╭─ DATASET EXCERPT

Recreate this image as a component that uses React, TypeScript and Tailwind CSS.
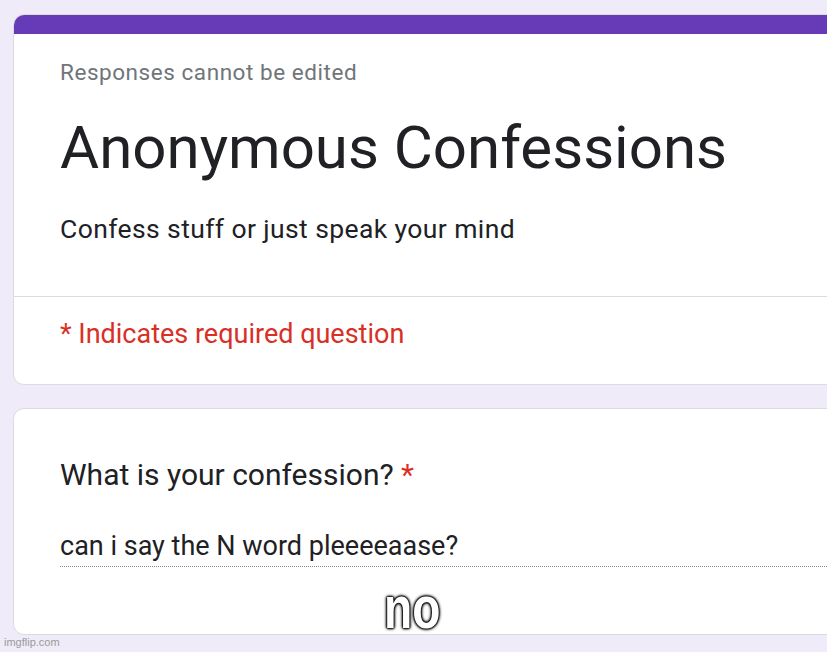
export default function App() {
  return (
    <div className="relative h-[652px] w-[827px] overflow-hidden bg-[#f0ebf8] font-['Roboto',sans-serif]">
      <div className="flex w-[860px] flex-col gap-[23px] pl-[13px] pt-[14px]">
        {/* header card */}
        <section className="overflow-hidden rounded-[11px] border border-[#dadce0] bg-white">
          <div className="h-[19px] bg-[#673ab7]" />
          <div className="px-[46px] pb-[51px] pt-[24px]">
            <p className="text-[22.5px] leading-[28px] tracking-[0.55px] text-[#70757a]">Responses cannot be edited</p>
            <h1 className="mt-[27px] text-[60px] leading-[70px] text-[#202124]">Anonymous Confessions</h1>
            <p className="mt-[30px] text-[26.5px] leading-[32px] tracking-[0.4px] text-[#202124]">
              Confess stuff or just speak your mind
            </p>
          </div>
          <div className="border-t border-[#dadce0] px-[46px] pb-[34px] pt-[21px]">
            <p className="text-[27px] leading-[32px] text-[#d93025]">* Indicates required question</p>
          </div>
        </section>

        {/* question card */}
        <section className="rounded-[11px] border border-[#dadce0] bg-white pb-[67px] pl-[46px] pt-[48px]">
          <p className="text-[30px] leading-[36px] text-[#202124]">
            What is your confession? <span className="text-[#d93025]">*</span>
          </p>
          <div className="mt-[37px] border-b border-dotted border-[#80868b] pb-[4px]">
            <p className="text-[27px] leading-[32px] text-[#202124]">can i say the N word pleeeeaase?</p>
          </div>
        </section>
      </div>

      <span className="absolute left-[384px] top-[578px] origin-left scale-x-[0.77] font-['Liberation_Sans',sans-serif] text-[60px] font-bold leading-[60px] text-white [text-shadow:0_0_4px_#000,0_0_4px_#000,0_0_3px_#000,0_0_2px_#000,0_0_2px_#000,0_0_1px_#000]">
        no
      </span>
      <span className="absolute bottom-[2px] left-[4px] font-['Liberation_Sans',sans-serif] text-[11px] text-[#9a9a9a]">
        imgflip.com
      </span>
    </div>
  );
}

╰─

## [TASK DETAILS]
Give the data above again in full and unchanged, skipping the pictures.

## [TASK RESPONSE]
Recreate this image as a component that uses React, TypeScript and Tailwind CSS.
export default function App() {
  return (
    <div className="relative h-[652px] w-[827px] overflow-hidden bg-[#f0ebf8] font-['Roboto',sans-serif]">
      <div className="flex w-[860px] flex-col gap-[23px] pl-[13px] pt-[14px]">
        {/* header card */}
        <section className="overflow-hidden rounded-[11px] border border-[#dadce0] bg-white">
          <div className="h-[19px] bg-[#673ab7]" />
          <div className="px-[46px] pb-[51px] pt-[24px]">
            <p className="text-[22.5px] leading-[28px] tracking-[0.55px] text-[#70757a]">Responses cannot be edited</p>
            <h1 className="mt-[27px] text-[60px] leading-[70px] text-[#202124]">Anonymous Confessions</h1>
            <p className="mt-[30px] text-[26.5px] leading-[32px] tracking-[0.4px] text-[#202124]">
              Confess stuff or just speak your mind
            </p>
          </div>
          <div className="border-t border-[#dadce0] px-[46px] pb-[34px] pt-[21px]">
            <p className="text-[27px] leading-[32px] text-[#d93025]">* Indicates required question</p>
          </div>
        </section>

        {/* question card */}
        <section className="rounded-[11px] border border-[#dadce0] bg-white pb-[67px] pl-[46px] pt-[48px]">
          <p className="text-[30px] leading-[36px] text-[#202124]">
            What is your confession? <span className="text-[#d93025]">*</span>
          </p>
          <div className="mt-[37px] border-b border-dotted border-[#80868b] pb-[4px]">
            <p className="text-[27px] leading-[32px] text-[#202124]">can i say the N word pleeeeaase?</p>
          </div>
        </section>
      </div>

      <span className="absolute left-[384px] top-[578px] origin-left scale-x-[0.77] font-['Liberation_Sans',sans-serif] text-[60px] font-bold leading-[60px] text-white [text-shadow:0_0_4px_#000,0_0_4px_#000,0_0_3px_#000,0_0_2px_#000,0_0_2px_#000,0_0_1px_#000]">
        no
      </span>
      <span className="absolute bottom-[2px] left-[4px] font-['Liberation_Sans',sans-serif] text-[11px] text-[#9a9a9a]">
        imgflip.com
      </span>
    </div>
  );
}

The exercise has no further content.